■ **What the exercise asks**: Beginning with the first line, set down every line through the one containing "const filters = ['地区', '经验要求', '发布年份']", exactly as it appears, but not the pictures.

Start of Supplied material

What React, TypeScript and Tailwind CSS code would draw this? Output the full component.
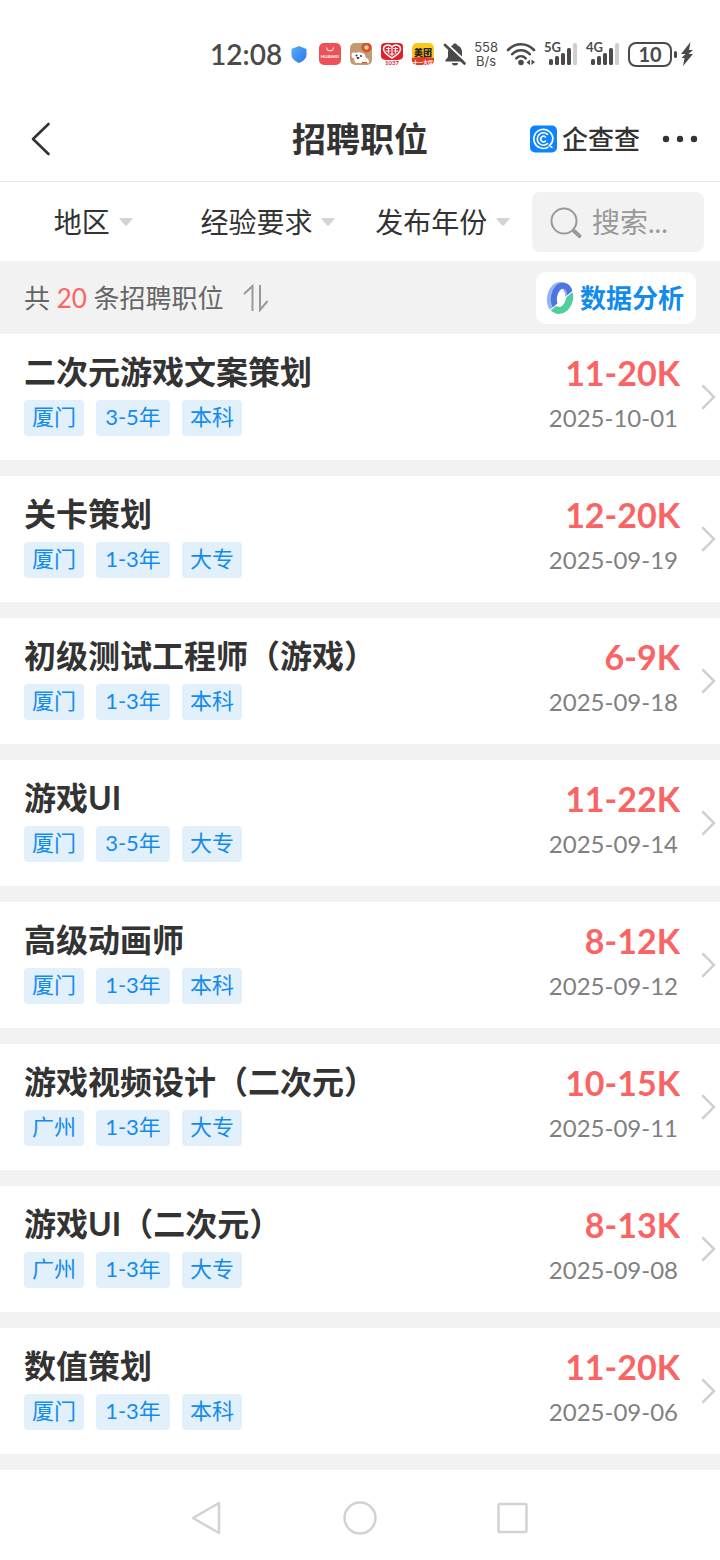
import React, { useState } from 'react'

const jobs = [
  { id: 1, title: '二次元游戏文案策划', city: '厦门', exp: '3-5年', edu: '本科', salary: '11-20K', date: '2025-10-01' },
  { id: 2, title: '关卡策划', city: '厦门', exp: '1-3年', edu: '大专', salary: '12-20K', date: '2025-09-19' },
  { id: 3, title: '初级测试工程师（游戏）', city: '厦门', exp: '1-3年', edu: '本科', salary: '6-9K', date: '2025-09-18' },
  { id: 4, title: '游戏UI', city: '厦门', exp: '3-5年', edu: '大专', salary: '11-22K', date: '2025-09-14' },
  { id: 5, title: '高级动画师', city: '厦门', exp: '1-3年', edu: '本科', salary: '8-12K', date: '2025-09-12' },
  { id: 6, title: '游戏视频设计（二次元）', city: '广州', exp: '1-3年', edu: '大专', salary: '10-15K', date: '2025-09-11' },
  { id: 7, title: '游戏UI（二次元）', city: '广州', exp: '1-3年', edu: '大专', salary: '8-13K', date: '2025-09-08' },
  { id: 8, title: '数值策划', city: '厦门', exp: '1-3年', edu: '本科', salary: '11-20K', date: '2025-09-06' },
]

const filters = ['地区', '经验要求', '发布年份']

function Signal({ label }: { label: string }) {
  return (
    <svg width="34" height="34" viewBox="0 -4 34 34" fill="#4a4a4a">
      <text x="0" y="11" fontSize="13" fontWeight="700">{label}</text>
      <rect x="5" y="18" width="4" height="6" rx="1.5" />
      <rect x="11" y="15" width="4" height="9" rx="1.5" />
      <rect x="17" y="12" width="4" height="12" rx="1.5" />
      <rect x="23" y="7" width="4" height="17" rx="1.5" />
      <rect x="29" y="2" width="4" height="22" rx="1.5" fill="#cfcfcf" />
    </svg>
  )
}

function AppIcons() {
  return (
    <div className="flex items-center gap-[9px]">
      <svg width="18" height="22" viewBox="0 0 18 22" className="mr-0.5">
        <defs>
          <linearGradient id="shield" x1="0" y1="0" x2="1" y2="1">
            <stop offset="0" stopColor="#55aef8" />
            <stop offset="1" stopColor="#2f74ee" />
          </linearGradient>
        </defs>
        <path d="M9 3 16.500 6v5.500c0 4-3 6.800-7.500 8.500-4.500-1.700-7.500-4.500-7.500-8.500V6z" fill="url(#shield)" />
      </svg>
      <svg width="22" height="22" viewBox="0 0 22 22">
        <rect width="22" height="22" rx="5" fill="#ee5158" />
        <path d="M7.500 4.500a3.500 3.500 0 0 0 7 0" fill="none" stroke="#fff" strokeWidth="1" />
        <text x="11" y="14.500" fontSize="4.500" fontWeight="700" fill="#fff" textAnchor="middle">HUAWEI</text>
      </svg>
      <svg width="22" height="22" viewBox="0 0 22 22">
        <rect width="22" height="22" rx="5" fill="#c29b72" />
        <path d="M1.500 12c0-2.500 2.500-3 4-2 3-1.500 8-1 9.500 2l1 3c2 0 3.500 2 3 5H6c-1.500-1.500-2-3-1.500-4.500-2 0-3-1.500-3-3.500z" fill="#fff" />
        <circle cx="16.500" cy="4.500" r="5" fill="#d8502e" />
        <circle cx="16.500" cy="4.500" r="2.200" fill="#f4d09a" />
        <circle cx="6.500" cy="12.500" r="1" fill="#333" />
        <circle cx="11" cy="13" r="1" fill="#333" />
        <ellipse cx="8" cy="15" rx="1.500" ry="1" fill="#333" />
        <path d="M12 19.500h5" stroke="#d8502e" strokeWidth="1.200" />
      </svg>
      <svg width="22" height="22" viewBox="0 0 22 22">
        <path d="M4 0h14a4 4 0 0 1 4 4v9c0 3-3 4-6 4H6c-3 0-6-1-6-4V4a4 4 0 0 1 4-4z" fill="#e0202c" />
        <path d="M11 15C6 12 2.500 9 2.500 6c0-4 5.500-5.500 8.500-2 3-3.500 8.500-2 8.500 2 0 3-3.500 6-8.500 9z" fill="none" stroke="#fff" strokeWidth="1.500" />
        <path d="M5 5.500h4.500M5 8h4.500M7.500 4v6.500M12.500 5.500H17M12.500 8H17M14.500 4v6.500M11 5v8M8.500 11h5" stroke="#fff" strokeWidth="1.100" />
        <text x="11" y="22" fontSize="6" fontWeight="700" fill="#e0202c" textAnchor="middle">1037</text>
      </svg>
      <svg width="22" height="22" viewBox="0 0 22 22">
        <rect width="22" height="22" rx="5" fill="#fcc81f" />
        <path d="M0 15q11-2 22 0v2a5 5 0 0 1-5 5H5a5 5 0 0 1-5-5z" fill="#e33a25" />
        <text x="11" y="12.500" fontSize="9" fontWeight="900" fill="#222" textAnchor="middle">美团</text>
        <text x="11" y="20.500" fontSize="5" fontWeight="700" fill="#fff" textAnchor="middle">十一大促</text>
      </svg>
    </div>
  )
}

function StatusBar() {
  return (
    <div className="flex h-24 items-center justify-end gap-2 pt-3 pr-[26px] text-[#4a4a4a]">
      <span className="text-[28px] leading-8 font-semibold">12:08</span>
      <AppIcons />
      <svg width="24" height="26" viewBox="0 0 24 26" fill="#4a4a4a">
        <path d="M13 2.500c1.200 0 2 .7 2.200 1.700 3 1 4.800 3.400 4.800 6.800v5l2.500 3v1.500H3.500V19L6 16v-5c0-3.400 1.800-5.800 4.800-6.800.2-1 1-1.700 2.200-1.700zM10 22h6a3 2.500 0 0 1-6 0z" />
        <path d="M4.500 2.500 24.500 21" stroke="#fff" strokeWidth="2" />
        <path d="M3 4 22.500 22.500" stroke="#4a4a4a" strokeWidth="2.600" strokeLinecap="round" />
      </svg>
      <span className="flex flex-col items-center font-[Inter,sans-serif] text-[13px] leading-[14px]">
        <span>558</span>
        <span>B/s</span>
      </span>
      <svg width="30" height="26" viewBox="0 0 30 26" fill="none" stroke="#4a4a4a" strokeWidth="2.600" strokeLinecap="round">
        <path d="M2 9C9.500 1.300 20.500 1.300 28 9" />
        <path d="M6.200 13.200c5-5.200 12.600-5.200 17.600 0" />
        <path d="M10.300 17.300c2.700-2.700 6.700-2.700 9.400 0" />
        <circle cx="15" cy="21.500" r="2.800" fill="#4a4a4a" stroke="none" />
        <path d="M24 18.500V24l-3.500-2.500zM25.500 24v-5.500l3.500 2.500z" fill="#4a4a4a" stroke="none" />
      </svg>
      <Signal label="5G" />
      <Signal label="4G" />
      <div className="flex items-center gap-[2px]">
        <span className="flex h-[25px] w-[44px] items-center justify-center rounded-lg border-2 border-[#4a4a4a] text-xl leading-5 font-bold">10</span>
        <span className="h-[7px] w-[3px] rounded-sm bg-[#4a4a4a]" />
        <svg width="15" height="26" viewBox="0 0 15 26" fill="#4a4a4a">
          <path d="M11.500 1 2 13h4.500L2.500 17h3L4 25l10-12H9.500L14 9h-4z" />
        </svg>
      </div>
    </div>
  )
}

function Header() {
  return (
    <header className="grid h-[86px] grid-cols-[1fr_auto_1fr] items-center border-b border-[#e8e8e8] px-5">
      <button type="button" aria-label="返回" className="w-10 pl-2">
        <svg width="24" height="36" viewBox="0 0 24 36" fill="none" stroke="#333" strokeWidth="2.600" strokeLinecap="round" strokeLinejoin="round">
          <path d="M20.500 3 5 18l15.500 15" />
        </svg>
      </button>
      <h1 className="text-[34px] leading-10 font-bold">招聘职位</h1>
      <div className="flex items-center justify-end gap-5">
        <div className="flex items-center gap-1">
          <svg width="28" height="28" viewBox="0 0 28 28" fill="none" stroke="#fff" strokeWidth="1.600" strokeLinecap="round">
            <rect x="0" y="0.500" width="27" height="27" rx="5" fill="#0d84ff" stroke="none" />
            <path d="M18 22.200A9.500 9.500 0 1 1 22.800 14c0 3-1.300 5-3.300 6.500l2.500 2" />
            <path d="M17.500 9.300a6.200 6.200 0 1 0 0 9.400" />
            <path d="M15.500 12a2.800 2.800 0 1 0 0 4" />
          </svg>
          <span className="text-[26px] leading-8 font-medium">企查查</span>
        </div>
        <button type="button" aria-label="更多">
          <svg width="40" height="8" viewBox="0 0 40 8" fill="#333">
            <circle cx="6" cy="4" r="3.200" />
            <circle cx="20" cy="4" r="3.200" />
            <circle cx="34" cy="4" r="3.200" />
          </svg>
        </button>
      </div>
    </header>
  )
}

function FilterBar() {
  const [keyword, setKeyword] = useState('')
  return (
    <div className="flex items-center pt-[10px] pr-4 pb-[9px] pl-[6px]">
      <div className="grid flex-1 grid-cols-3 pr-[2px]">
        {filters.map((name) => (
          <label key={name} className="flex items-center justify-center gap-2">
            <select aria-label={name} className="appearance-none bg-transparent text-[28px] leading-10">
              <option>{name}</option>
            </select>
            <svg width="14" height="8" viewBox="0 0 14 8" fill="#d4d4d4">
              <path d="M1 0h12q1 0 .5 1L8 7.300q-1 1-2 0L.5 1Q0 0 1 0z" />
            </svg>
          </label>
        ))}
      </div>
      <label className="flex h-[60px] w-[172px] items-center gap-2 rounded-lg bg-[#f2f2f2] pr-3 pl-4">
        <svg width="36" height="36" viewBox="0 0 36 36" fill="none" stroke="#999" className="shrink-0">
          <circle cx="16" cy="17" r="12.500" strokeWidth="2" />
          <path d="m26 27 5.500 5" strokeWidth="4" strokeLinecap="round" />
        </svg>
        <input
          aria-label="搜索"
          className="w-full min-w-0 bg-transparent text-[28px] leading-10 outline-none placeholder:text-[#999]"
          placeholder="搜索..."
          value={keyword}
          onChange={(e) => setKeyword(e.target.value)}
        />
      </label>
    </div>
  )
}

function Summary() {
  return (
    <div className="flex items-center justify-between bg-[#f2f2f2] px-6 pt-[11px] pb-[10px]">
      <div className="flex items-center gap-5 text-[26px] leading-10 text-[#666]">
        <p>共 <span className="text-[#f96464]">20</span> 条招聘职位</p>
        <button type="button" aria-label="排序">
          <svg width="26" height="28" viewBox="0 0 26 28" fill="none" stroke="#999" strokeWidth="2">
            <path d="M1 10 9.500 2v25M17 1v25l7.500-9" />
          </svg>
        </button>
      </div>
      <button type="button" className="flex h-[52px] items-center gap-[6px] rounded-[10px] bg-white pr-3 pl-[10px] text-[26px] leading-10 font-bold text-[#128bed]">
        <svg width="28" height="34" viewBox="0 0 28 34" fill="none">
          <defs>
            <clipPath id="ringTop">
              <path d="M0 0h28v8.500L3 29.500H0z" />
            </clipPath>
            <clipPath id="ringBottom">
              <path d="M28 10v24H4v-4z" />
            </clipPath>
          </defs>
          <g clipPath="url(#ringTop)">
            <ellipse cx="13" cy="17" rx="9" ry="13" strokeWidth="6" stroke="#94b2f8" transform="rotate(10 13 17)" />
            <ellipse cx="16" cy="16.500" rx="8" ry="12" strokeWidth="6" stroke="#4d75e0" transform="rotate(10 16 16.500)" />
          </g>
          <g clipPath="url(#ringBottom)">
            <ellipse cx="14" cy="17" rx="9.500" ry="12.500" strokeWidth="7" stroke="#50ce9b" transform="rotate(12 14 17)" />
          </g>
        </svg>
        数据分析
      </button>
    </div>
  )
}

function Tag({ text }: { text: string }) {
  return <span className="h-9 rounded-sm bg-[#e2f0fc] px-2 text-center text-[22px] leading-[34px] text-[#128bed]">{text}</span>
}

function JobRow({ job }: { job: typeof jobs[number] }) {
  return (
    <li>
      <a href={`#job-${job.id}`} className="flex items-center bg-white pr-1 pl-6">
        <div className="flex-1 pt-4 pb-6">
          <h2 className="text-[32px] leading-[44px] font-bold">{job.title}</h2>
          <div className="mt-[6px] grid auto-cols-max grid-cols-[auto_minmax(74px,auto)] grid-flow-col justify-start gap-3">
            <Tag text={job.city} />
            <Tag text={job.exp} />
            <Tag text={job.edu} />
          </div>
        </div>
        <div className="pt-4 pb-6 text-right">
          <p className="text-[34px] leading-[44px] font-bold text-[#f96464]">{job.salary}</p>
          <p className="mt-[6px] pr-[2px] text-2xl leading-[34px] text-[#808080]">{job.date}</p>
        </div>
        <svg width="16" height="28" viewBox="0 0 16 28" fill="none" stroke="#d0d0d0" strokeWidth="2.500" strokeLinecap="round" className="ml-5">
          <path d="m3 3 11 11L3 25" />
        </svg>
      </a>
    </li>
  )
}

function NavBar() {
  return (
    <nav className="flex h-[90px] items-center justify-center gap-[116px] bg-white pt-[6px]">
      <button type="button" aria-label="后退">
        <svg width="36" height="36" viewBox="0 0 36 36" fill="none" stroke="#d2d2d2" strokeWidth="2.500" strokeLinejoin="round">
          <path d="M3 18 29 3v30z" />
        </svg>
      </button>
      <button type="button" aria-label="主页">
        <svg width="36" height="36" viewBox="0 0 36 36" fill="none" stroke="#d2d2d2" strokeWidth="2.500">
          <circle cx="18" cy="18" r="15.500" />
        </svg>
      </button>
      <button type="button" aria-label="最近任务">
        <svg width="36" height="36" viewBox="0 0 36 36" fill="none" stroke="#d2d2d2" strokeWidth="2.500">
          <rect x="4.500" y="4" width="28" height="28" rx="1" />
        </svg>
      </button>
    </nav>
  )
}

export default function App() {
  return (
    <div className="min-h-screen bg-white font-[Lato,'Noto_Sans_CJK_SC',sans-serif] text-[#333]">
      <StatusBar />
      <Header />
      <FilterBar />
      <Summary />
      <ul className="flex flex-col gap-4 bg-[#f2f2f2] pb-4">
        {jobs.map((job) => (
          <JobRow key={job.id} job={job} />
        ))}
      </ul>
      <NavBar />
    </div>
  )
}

End of Supplied material

■ **The reply**:
What React, TypeScript and Tailwind CSS code would draw this? Output the full component.
import React, { useState } from 'react'

const jobs = [
  { id: 1, title: '二次元游戏文案策划', city: '厦门', exp: '3-5年', edu: '本科', salary: '11-20K', date: '2025-10-01' },
  { id: 2, title: '关卡策划', city: '厦门', exp: '1-3年', edu: '大专', salary: '12-20K', date: '2025-09-19' },
  { id: 3, title: '初级测试工程师（游戏）', city: '厦门', exp: '1-3年', edu: '本科', salary: '6-9K', date: '2025-09-18' },
  { id: 4, title: '游戏UI', city: '厦门', exp: '3-5年', edu: '大专', salary: '11-22K', date: '2025-09-14' },
  { id: 5, title: '高级动画师', city: '厦门', exp: '1-3年', edu: '本科', salary: '8-12K', date: '2025-09-12' },
  { id: 6, title: '游戏视频设计（二次元）', city: '广州', exp: '1-3年', edu: '大专', salary: '10-15K', date: '2025-09-11' },
  { id: 7, title: '游戏UI（二次元）', city: '广州', exp: '1-3年', edu: '大专', salary: '8-13K', date: '2025-09-08' },
  { id: 8, title: '数值策划', city: '厦门', exp: '1-3年', edu: '本科', salary: '11-20K', date: '2025-09-06' },
]

const filters = ['地区', '经验要求', '发布年份']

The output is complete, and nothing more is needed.